A Roth IRA is a special type of investment account. It has one superpower: you never pay taxes on the growth.

Here is how it works in three sentences.

  1. You put money in that you have already paid taxes on. Regular income, after your paycheck gets taxed. Nothing special there.
  2. That money grows inside the account. Stocks, index funds, bonds, Bitcoin ETFs, whatever you choose. It grows for years or decades.
  3. When you take the money out after age 59 and a half, you pay zero taxes. Not on the growth. Not on the gains. Not on anything.

That is the deal. Pay taxes now on the small amount you put in. Never pay taxes again on the much larger amount it becomes.

Think about what that means over 30 years. You put in $500 a month. It grows to over $1.1 million through compound interest. In a regular taxable account, you would owe capital gains taxes on that growth. In a Roth IRA, you owe nothing. Zero.

A Roth IRA does not reduce your taxes today. It eliminates taxes on decades of future growth. The longer your money compounds, the more valuable that tax-free status becomes.

How Is That Different from a Regular Investment Account?

In a normal brokerage account, you pay taxes every time you sell something for a profit. Sell a stock that doubled? You owe capital gains tax on the gain. Earn dividends? Taxed. Rebalance your portfolio? Every sale is a taxable event.

For long-term capital gains, the federal tax rate is 15% for most people. Some pay 20%. And many states add their own tax on top of that.

Over decades, those taxes add up to a staggering amount.

Let's say you invest $500 per month for 30 years and earn a 10% average annual return (roughly the historical average of the S&P 500, per NYU Stern).

  • Roth IRA: Your money grows to roughly $1,130,000. You keep all of it.
  • Taxable account: After paying capital gains taxes on the growth, you keep roughly $770,000.

The difference? About $360,000 lost to taxes. Same contributions. Same returns. Same timeline. The only difference is the type of account you used.

Roth IRA vs. Taxable Account: 30-Year Growth

$500/month invested at 10% average annual return

$0$250K$500K$750K$1000K$1250KYear 0Year 5Year 10Year 15Year 20Year 25Year 30$1,130,000$770,000$360Ksaved in taxes
Roth IRA (tax-free)Taxable account (15% cap gains)

Source: 10% average annual return (S&P 500 historical nominal), 15% long-term capital gains tax rate applied at withdrawal

That is not a rounding error. That is a house. That is a decade of retirement income. That is the cost of not knowing this account existed.

$360,000

Approximate taxes saved over 30 years by using a Roth IRA instead of a taxable account

Roth IRA vs. taxable account, $500/month at 10% for 30 years

Who Can Open a Roth IRA?

Almost anyone with earned income. But there are income limits.

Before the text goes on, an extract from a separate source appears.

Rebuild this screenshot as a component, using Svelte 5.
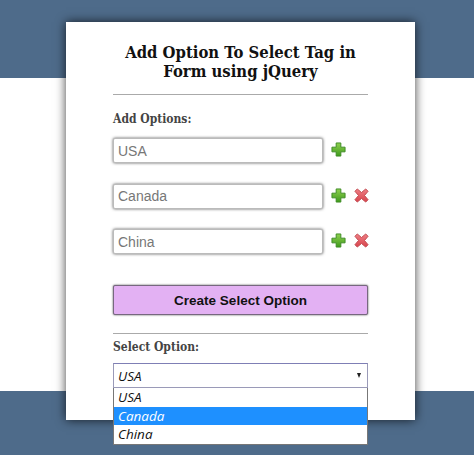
<script>
  const rows = [
    { value: 'USA', remove: false },
    { value: 'Canada', remove: true },
    { value: 'China', remove: true },
  ]
  const options = ['USA', 'Canada', 'China']
  let selected = 'USA'
</script>

<div class="page">
  <div class="band top"></div>
  <div class="band middle"></div>
  <div class="band bottom"></div>

  <div class="card">
    <h2>Add Option To Select Tag in<br />Form using jQuery</h2>
    <hr class="rule-title" />
    <div class="label add-label">Add Options:</div>

    {#each rows as row}
      <div class="row">
        <input type="text" value={row.value} />
        <svg class="icon" viewBox="0 0 16 16" aria-label="add">
          <defs>
            <linearGradient id="plus-{row.value}" x1="0" y1="0" x2="0" y2="1">
              <stop offset="0" stop-color="#8fd14f" />
              <stop offset="1" stop-color="#3f9a1c" />
            </linearGradient>
          </defs>
          <path d="M5.500 1h5v4.500H15v5h-4.500V15h-5v-4.500H1v-5h4.500z" fill="url(#plus-{row.value})" stroke="#3c8a22" stroke-width="1" stroke-linejoin="round" />
        </svg>
        {#if row.remove}
          <svg class="icon" viewBox="0 0 16 16" aria-label="remove">
            <defs>
              <linearGradient id="cross-{row.value}" x1="0" y1="0" x2="0" y2="1">
                <stop offset="0" stop-color="#ee7f85" />
                <stop offset="1" stop-color="#d8434c" />
              </linearGradient>
            </defs>
            <path d="M3.500 1 8 4.800 12.500 1 15 3.500 11.200 8 15 12.500 12.500 15 8 11.200 3.500 15 1 12.500 4.800 8 1 3.500z" fill="url(#cross-{row.value})" stroke="#c0474e" stroke-width="1" stroke-linejoin="round" />
          </svg>
        {/if}
      </div>
    {/each}

    <button type="button">Create Select Option</button>
    <hr class="rule-select" />
    <div class="label select-label">Select Option:</div>

    <div class="select">
      <div class="select-value">
        <span>{selected}</span>
        <span class="arrow"></span>
      </div>
      <ul>
        {#each options as option}
          <li class:active={option === 'Canada'}>{option}</li>
        {/each}
      </ul>
    </div>
  </div>
</div>

<style>
  :global(body) {
    margin: 0;
  }
  .page {
    position: relative;
    width: 474px;
    height: 455px;
    overflow: hidden;
    display: flex;
    flex-direction: column;
  }
  .band.top {
    height: 78px;
    background: #4e6b8a;
  }
  .band.middle {
    height: 313px;
    background: #fff;
  }
  .band.bottom {
    flex: 1;
    background: #4e6b8a;
  }
  .card {
    position: absolute;
    left: 66px;
    top: 22px;
    width: 349px;
    height: 398px;
    box-sizing: border-box;
    padding: 21px 47px 0;
    background: #fff;
    box-shadow: 0 0 10px rgba(0, 0, 0, 0.75);
  }
  h2 {
    margin: 0;
    font: bold 16.500px/19px "DejaVu Serif Condensed", "DejaVu Serif", serif;
    color: #111;
    text-align: center;
  }
  hr {
    margin: 0;
    border: 0;
    height: 1px;
    background: #aaa;
  }
  .rule-title {
    margin-top: 13px;
  }
  .label {
    font: bold 12px/16px "DejaVu Serif Condensed", "DejaVu Serif", serif;
    color: #444;
  }
  .add-label {
    margin-top: 16px;
    margin-bottom: 11px;
  }
  .row {
    display: flex;
    align-items: center;
    height: 25px;
    margin-bottom: 20.500px;
  }
  input {
    flex: none;
    width: 210px;
    height: 25px;
    box-sizing: border-box;
    margin: 0 8px 0 0;
    padding: 0 4px;
    border: 1px solid #bbb;
    border-radius: 2px;
    box-shadow: 0 0 3px #555;
    font: 14px "Liberation Sans", Arial, sans-serif;
    color: #777;
    background: #fff;
  }
  .icon {
    width: 15px;
    height: 15px;
    margin: 0 8px 2px 0;
    flex: none;
  }
  button {
    display: block;
    width: 255px;
    height: 30px;
    margin-top: 31px;
    padding: 0;
    border: 1px solid #77687f;
    border-radius: 2px;
    box-shadow: 0 0 2px #444;
    background: #e3b1f3;
    font: bold 13.500px "Liberation Sans", Arial, sans-serif;
    color: #111;
  }
  .rule-select {
    margin-top: 18px;
  }
  .select-label {
    margin-top: 5px;
    margin-bottom: 8px;
  }
  .select {
    position: relative;
    width: 255px;
    font: italic 13.500px "Open Sans", sans-serif;
    color: #111;
  }
  .select-value {
    display: flex;
    align-items: center;
    justify-content: space-between;
    height: 25px;
    box-sizing: border-box;
    padding: 0 6px 0 4px;
    border: 1px solid #9a9ab8;
    border-top-color: #7f7fb5;
    background: #fff;
  }
  .arrow {
    width: 0;
    height: 0;
    border-left: 2.500px solid transparent;
    border-right: 2.500px solid transparent;
    border-top: 5px solid #222;
  }
  ul {
    position: absolute;
    left: 0;
    top: 25px;
    width: 100%;
    box-sizing: border-box;
    margin: 0;
    padding: 0;
    list-style: none;
    background: #fff;
    border: 1px solid #777;
    border-top: 0;
  }
  li {
    height: 18.500px;
    line-height: 18px;
    padding-left: 4px;
  }
  li.active {
    background: #1e90ff;
    color: #fff;
  }
</style>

For 2026, you can make a full Roth IRA contribution if your modified adjusted gross income is:

  • Single filers: Under roughly $161,000
  • Married filing jointly: Under roughly $240,000

If you earn more than those thresholds, your allowed contribution starts to phase out. Above a certain ceiling, you cannot contribute directly at all. (There is a workaround called a "backdoor Roth IRA," but that is a topic for another day.)

If you earn less than those limits, and most Americans do, you are eligible. You just need earned income. That means a job, freelance work, or self-employment. Investment income alone does not count.

Person filling out a financial account application form on a laptop at a clean desk, soft warm window light

You must have earned income (wages, salary, freelance, or self-employment income) to contribute to a Roth IRA. If your only income is from investments, Social Security, or rental properties, you cannot contribute directly.

How Much Can You Put In?

For 2026, the IRS limits are:

  • Under age 50: $7,500 per year ($625 per month)
  • Age 50 and over: $8,600 per year ($716.67 per month) thanks to the catch-up contribution

You do not have to max it out. If $625 a month feels like a lot, start with $100. Start with $50. Start with $20 a week. The contribution limit is a ceiling, not a requirement.

The most important thing is to start. The second most important thing is to be consistent. Waiting is the most expensive mistake you can make.

What Can You Invest in Inside a Roth IRA?

This is where people get confused. A Roth IRA is not an investment. It is a container. Think of it like a basket. You choose what goes inside.

Most Roth IRAs let you invest in:

  • Index funds (like an S&P 500 fund, the most common choice)
  • Individual stocks
  • Bonds and bond funds
  • ETFs (exchange-traded funds, including Bitcoin ETFs)
  • Target-date retirement funds (a set-it-and-forget-it option)
  • Money market funds and CDs

The best approach for most people? A low-cost S&P 500 index fund or a total stock market index fund. Low fees. Broad diversification. Decades of proven returns. You do not need to pick stocks. You do not need to time the market. You just need to put money in consistently and let compound interest do the heavy lifting.

A Roth IRA is also one of the simplest ways to get exposure to Bitcoin through a spot Bitcoin ETF, all inside a tax-free wrapper. The growth is tax-free regardless of what you hold inside.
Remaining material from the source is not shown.